Ensuite, après avoir effectué mon stage de deuxième année dans une fonderie de microélectronique, le professeur à la tête du département électronique à Télécom SudParis m’a dit que personne ne s’y connaissait en la matière et que je devrais creuser le sujet et offrir un cours. À l’époque, j’avais accepté, mais il me fallait davantage d’outils, que nous avions obtenu en l’espace de quelques semaines. J’avais fait un cours sous la forme de travaux pratiques sur le design de la puce. Pour moi, le détail le plus marquant et stimulant venait du fait que le professeur avait eu l’idée de sortir des sentiers battus et de créer une nouvelle activité.
10. Est-ce que votre situation ressemble à celle que vous imaginiez quand vous étiez plus jeune ?
Probablement pas. Je n’avais pas une idée très précise de ce que je voulais faire. J’avais cependant la conviction depuis longtemps que je travaillerais dans une activité qui allie le business et la technologie. Cette dualité a toujours été en moi.
Le monde est riche d’opportunités. Il y a presque sept ans, j’ai rejoint Amazon, alors que ce n’était pas prévu. Mon expérience m’a enseigné que la vie est imprévisible. Nous devons faire l’effort de rester ouvert aux opportunités.
11. Si c’était à refaire aujourd’hui, choisiriez-vous le même parcours ?
Oui, je pense qu’avoir des regrets ne sert à rien. Cependant, je ferais peut-être les choses différemment ; je suis par exemple resté très longtemps à Visa. J’aurais pu partir un peu plus tôt, même si je ne regrette pas du tout mon choix.
Je n’ai qu’un seul vrai regret concernant ma vie professionnelle. Quand j’ai commencé dans la division monétique à Schlumberger, nous vivions en Virginie du Sud, un état connu pour ses bases militaires et pas pour ses grandes banques. Donc, je voyageais énormément et n’ai que très peu de souvenirs des deux premières années de l’une de mes filles. Malheureusement, c’est un regret que je ne pourrai pas réparer.
12. Pouvez-vous nous raconter votre expérience bénévole en tant que Referee à l’American Youth Soccer Organisation Region 104 ?
C’était une expérience fantastique ! J’ai démarré l’arbitrage au moment où mes deux ainés commençaient à s’intéresser au foot. Ils ont commencé dès l’âge de six ans et je devais les accompagner à chaque match. Or, rester assis sur le bord du terrain ne m’intéressait pas. C’est pourquoi je me suis dit que j’allais devenir arbitre. Quand l’une de mes filles s’est mise à faire du foot en compétition, on traversait la Californie pour aller aux tournois.
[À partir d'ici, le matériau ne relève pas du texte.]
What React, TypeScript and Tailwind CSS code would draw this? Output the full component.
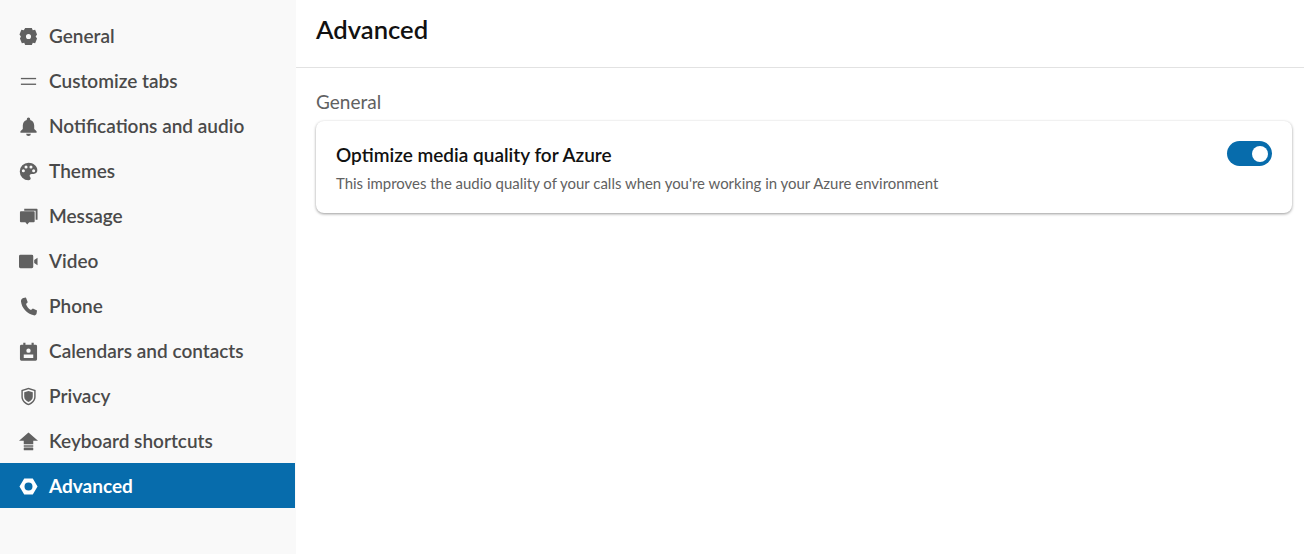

On a des souvenirs inoubliables de tous ces week-ends où elle jouait et j’arbitrais.
13. Parmi tout ce que vous avez réalisé, quelle est la chose dont vous êtes le plus fier ?
Je suis très fier de ce que l’on a créé ici à Amazon Pay ; le succès de ce projet était loin d’être une évidence lors de son lancement il y a 7 ans.
Plusieurs fois auparavant dans d’autres situations, j’ai pu construire des équipes très performantes, à tel point qu’elles ont réussi à réaliser des choses qui semblaient, au départ, impossibles à accomplir.
La fierté vient d’avoir créé une équipe qui soit parvenue à se transcender. Cela nécessite d’assembler des compétences et des personnalités pour, ensuite, laisser place au moment où l’alchimie prend… Lorsqu’un simple groupe d’individus devient une véritable équipe. La première fois, on ne le réalise pas forcément, mais c’est toujours un immense instant de plaisir de le constater.
14. Quels conseils auriez-vous aimés qu’on vous donne quand vous aviez vingt ans ?
Je dirais qu’il ne faut pas oublier l’importance de la vie personnelle, la famille et les amis. La réussite professionnelle, c’est important. En revanche, ce n’est pas une fin en soi. Je garde en tête que les souvenirs les plus impérissables sont ceux que nous passons avec nos proches.